For $n=2$ the only possible degree sequence is $2,2,1,1$; for $n=3$ the only possible degree sequence is $3,2,2,1,1,1$; and for $n=4$ we have only $4,3,2,1,1,1,1,1$ to check. Thus, if $n=2$ the tree must be a chain; vertices $1$ and $2$ can be adjacent or not, and in either case there are two distinguishable ways to label vertices $3$ and $4$, so there $4$ distinct labelled trees in this case.
If $n=3$ there are two unlabelled trees with the right degree sequence:
In the first of these there are two choices for vertex $2$, $a$ and $b$. There are also really only two choices for vertex $1$, because $d$ and $e$ are indistinguishable: vertex $1$ adjacent to vertex $3$ (i.e., $d$ or $e$), or not adjacent to vertex $3$ (i.e. $c$). If vertices $1$ and $2$ are adjacent to vertex $3$, the remaining three vertices are all distinguishable: one has degree $2$, one has degree $1$ and is adjacent to vertex $3$, and one has degree $1$ and is not adjacent to vertex $3$. Thus, these three vertices can be labelled $4,5$ and $6$ in $3!=6$ different ways. If vertex $2$ is $a$ and vertex $1$ is $c$, however, $b$ can be distinguished from $d$ and $e$, but $d$ and $e$ can’t be distinguished from each other. Thus, once we decide which of the labels $4,5$, and $6$ to attach to vertex $b$, the labelling is complete, and we get only $3$ labelled trees from this case.
Similarly, there are $3$ labelled trees ways with vertex $2$ at $b$ and vertex $1$ at $c$, and $3!=6$ labelled trees with vertex $2$ at $b$ and vertex $1$ adjacent to $3$. That’s a total of $18$ labelled trees corresponding to the first unlabelled tree. I’ll leave it to you to count the labellings of the second tree; it’s actually a little easier. I’ll also leave to you the $n=4$ case; the two subcases are vertex $3$ adjacent to vertex $4$, and vertex $3$ not adjacent to vertex $4$.

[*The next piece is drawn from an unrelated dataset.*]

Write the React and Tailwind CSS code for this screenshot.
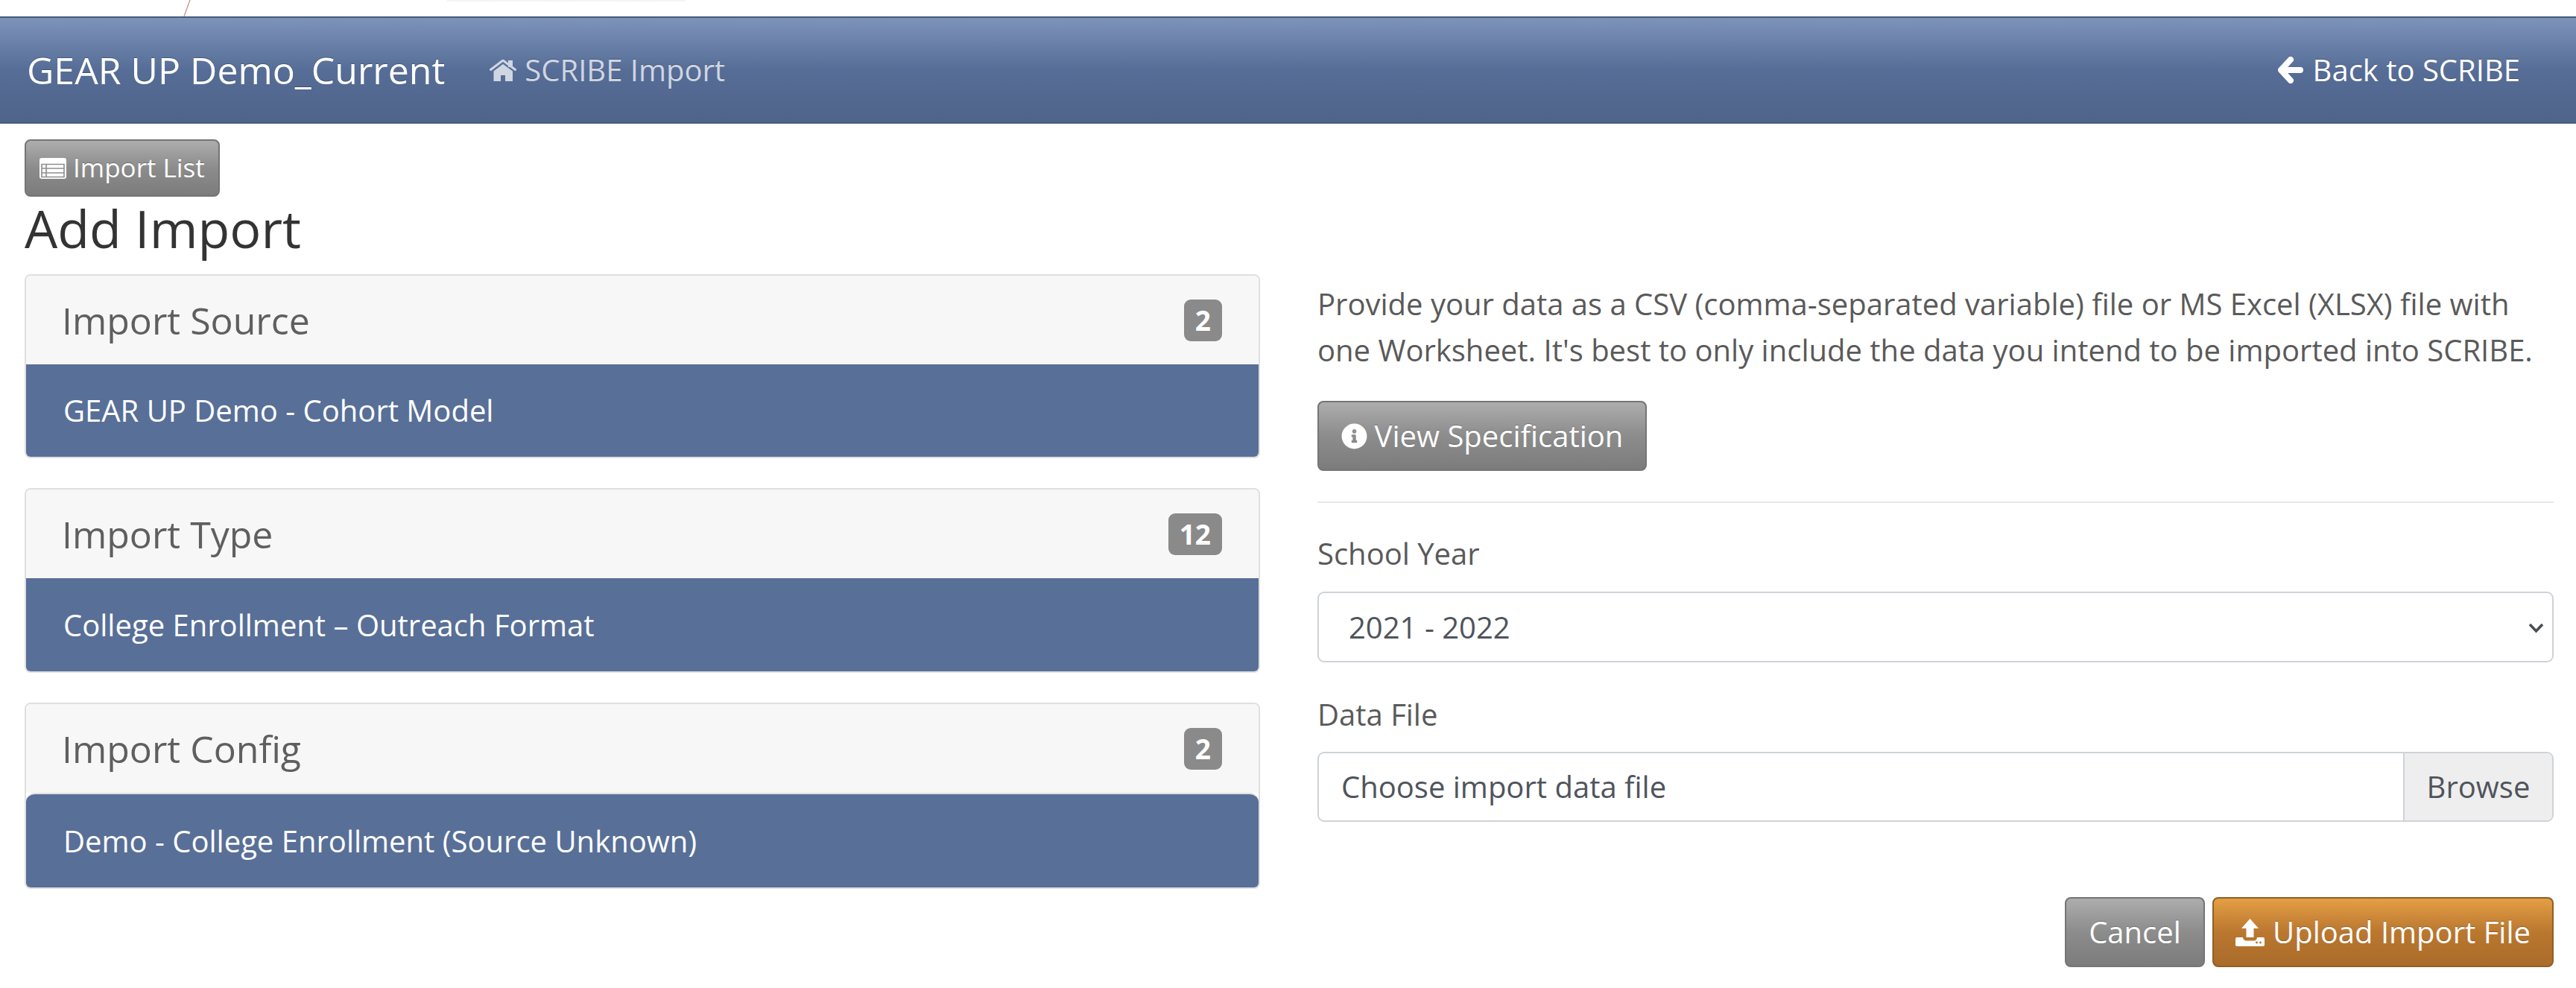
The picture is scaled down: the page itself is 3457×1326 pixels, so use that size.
import { FaInfoCircle } from "react-icons/fa";

const grayBtn =
  "bg-gradient-to-b from-[#adadad] via-[#8c8c8c] via-50% to-[#7c7c7c] border-2 border-[#757575] text-white rounded-[8px] whitespace-nowrap [text-shadow:0_-1px_0_rgba(0,0,0,0.25)]";

function HomeIcon() {
  return (
    <svg viewBox="0 0 36 29" className="w-[36px] h-[29px] shrink-0 fill-[#cfd6e2]">
      <path d="M25 1h6v9h-6z" />
      <path d="M1.5 13.5 18 1l16.5 12.5" fill="none" stroke="#cfd6e2" strokeWidth="3" strokeLinecap="round" />
      <path d="M5.5 15.5 18 6l13 9.5V29H21v-8h-6v8H5.5z" />
    </svg>
  );
}

function BackIcon() {
  return (
    <svg viewBox="0 0 34 36" className="w-[34px] h-[36px] shrink-0">
      <path d="M17 4 4 18l13 14M5 18h25" fill="none" stroke="white" strokeWidth="8" strokeLinecap="round" strokeLinejoin="round" />
    </svg>
  );
}

function ListIcon() {
  return (
    <svg viewBox="0 0 36 28" className="w-[36px] h-[28px] shrink-0">
      <rect width="36" height="28" rx="3" fill="white" />
      <path d="M3 8.5h30v17H3zM3 14h30M3 20h30M9 8.5v17" fill="none" stroke="#8e8e8e" strokeWidth="1.6" />
    </svg>
  );
}

function UploadIcon() {
  return (
    <svg viewBox="0 0 39 37" className="w-[39px] h-[37px] shrink-0 fill-white">
      <path d="M19.5 0 31 13h-6.5v12h-10V13H8z" />
      <path d="M2 25h8c0 3 3 4.500 4 4.500h11c2 0 4-2 4-4.500h8a2 2 0 0 1 2 2v8a2 2 0 0 1-2 2H2a2 2 0 0 1-2-2v-8a2 2 0 0 1 2-2z" />
      <circle cx="28.500" cy="32" r="1.400" fill="#b0722c" />
      <circle cx="33.500" cy="32" r="1.400" fill="#b0722c" />
    </svg>
  );
}

function Panel({ title, count, item, itemClass }) {
  return (
    <div className="border-2 border-[#dfdfdf] rounded-[8px] overflow-hidden bg-white">
      <div className="h-[119px] bg-[#f7f7f7] flex items-center justify-between pl-[48px] pr-[49px]">
        <h3 className="text-[50px] text-[#5f5f5f] leading-none">{title}</h3>
        <span className="h-[56px] px-[15px] rounded-[9px] bg-[#8a8a8a] text-white text-[37px] font-bold flex items-center justify-center">
          {count}
        </span>
      </div>
      <div className={`bg-[#586f98] text-white text-[40px] flex items-center pl-[50px] ${itemClass}`}>
        {item}
      </div>
    </div>
  );
}

export default function App() {
  return (
    <div className="min-h-[1326px] bg-white font-['Open_Sans',sans-serif] text-[#5a5a5a]">
      <div className="relative h-[22px] overflow-hidden">
        <svg viewBox="0 0 10 22" className="absolute top-0 left-[246px] w-[10px] h-[22px]">
          <path d="M1 22 9 0" stroke="#c98a8a" strokeWidth="1.200" fill="none" />
        </svg>
        <div className="absolute top-0 left-[600px] w-[320px] h-[3px] bg-gradient-to-b from-[#f0f0f0] to-white" />
      </div>
      <nav className="h-[144px] border-y-2 border-[#465a7e] bg-gradient-to-b from-[#7d93ba] via-[#566d97] via-50% to-[#4f6489] flex items-center pl-[36px] pr-[75px] [text-shadow:0_-1px_0_rgba(0,0,0,0.25)]">
        <span className="text-[50px] text-white">GEAR UP Demo_Current</span>
        <a className="ml-[60px] text-[40px] text-[#cfd6e2] flex items-center gap-[11px]">
          <HomeIcon />
          SCRIBE Import
        </a>
        <a className="ml-auto text-[40px] text-white flex items-center gap-[13px]">
          <BackIcon />
          Back to SCRIBE
        </a>
      </nav>

      <div className="pl-[33px] pr-[30px] pt-[21px]">
        <button className={`${grayBtn} h-[77px] w-[262px] text-[35px] flex items-center pl-[18px] gap-[9px]`}>
          <ListIcon />
          Import List
        </button>
        <h1 className="text-[70px] text-[#333333] leading-[100px] -mt-[8px]">Add Import</h1>

        <div className="grid grid-cols-[1658px_1fr] gap-x-[77px] mt-[12px]">
          <div className="flex flex-col gap-[40px]">
            <Panel title="Import Source" count="2" item="GEAR UP Demo - Cohort Model" itemClass="h-[124px]" />
            <Panel title="Import Type" count="12" item="College Enrollment – Outreach Format" itemClass="h-[125px]" />
            <Panel
              title="Import Config"
              count="2"
              item="Demo - College Enrollment (Source Unknown)"
              itemClass="h-[127px] rounded-t-[12px] border-t-2 border-[#dfdfdf]"
            />
          </div>

          <div>
            <p className="text-[40px] leading-[62px] mt-[9px]">
              Provide your data as a CSV (comma-separated variable) file or MS Excel (XLSX) file with one Worksheet. It's best to only include the data you intend to be imported into SCRIBE.
            </p>
            <button className={`${grayBtn} mt-[37px] h-[94px] w-[442px] text-[40px] flex items-center justify-center gap-[10px]`}>
              <FaInfoCircle className="w-[35px] h-[35px]" />
              View Specification
            </button>
            <hr className="mt-[41px] border-t-2 border-[#e8e8e8]" />
            <label className="block mt-[37px] text-[40px] leading-[62px]">School Year</label>
            <div className="relative mt-[20px]">
              <select className="appearance-none w-full h-[95px] border-2 border-[#cfd3d8] rounded-[9px] pl-[40px] text-[40px] text-[#50545c] bg-white">
                <option>2021 - 2022</option>
              </select>
              <svg viewBox="0 0 21 14" className="absolute right-[13px] top-[42px] w-[21px] h-[14px]">
                <path d="M2 2l8.500 9L19 2" fill="none" stroke="#4a4d52" strokeWidth="3.600" />
              </svg>
            </div>
            <label className="block mt-[39px] text-[40px] leading-[62px]">Data File</label>
            <div className="mt-[19px] h-[94px] border-2 border-[#cfd3d8] rounded-[9px] overflow-hidden flex items-center text-[40px] text-[#50545c]">
              <span className="flex-1 pl-[30px]">Choose import data file</span>
              <span className="h-full w-[200px] bg-[#eeeeee] border-l-2 border-[#cfd3d8] flex items-center justify-center">Browse</span>
            </div>
            <div className="mt-[101px] flex justify-end gap-[10px]">
              <button className={`${grayBtn} h-[94px] w-[188px] text-[40px]`}>Cancel</button>
              <button className="h-[94px] w-[458px] rounded-[8px] border-2 border-[#8f5f26] bg-gradient-to-b from-[#e49f45] via-[#ba772f] via-50% to-[#aa6c2a] text-white text-[40px] flex items-center justify-center gap-[11px] [text-shadow:0_-1px_0_rgba(0,0,0,0.25)]">
                <UploadIcon />
                Upload Import File
              </button>
            </div>
          </div>
        </div>
      </div>
    </div>
  );
}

For the second problem, suppose that I have a labelled tree on $n$ vertices with vertex $1$ as a leaf. Then removing vertex $1$ leaves a tree, and if we decrease each of its labels by $1$, we have an ordinary labelled tree on $n-1$ vertices. Conversely, if I start with a labelled tree $T$ on $n-1$ vertices and increase the label of each vertex by $1$, I can then attach a leaf labelled $1$ to any one of the $n-1$ vertices of $T$ to get a labelled tree on $n$ vertices, and all of these labelled trees are distinct. There are $(n-1)^{n-3}$ labelled trees on $n-1$ vertices, and there are $n-1$ ways to attach the new leaf, so there are $(n-1)\cdot(n-1)^{n-3}=(n-1)^{n-2}$ labelled trees on $n$ vertices having vertex $1$ as a leaf. Since there are altogether $n^{n-2}$ labelled trees on $n$ vertices, the probability that a randomly chosen labelled tree on $n$ vertices has vertex $1$ as a leaf is $$\left(\frac{n-1}n\right)^{n-2}=\left(1-\frac1n\right)^{n-2}\;.$$
Finally,
$$\lim_{n\to\infty}\left(1-\frac1n\right)^{n-2}=\left(\lim_{n\to\infty}\left(1-\frac1n\right)^{-2}\right)\left(\lim_{n\to\infty}\left(1-\frac1n\right)^n\right)=1\cdot\frac1e=\frac1e\;.$$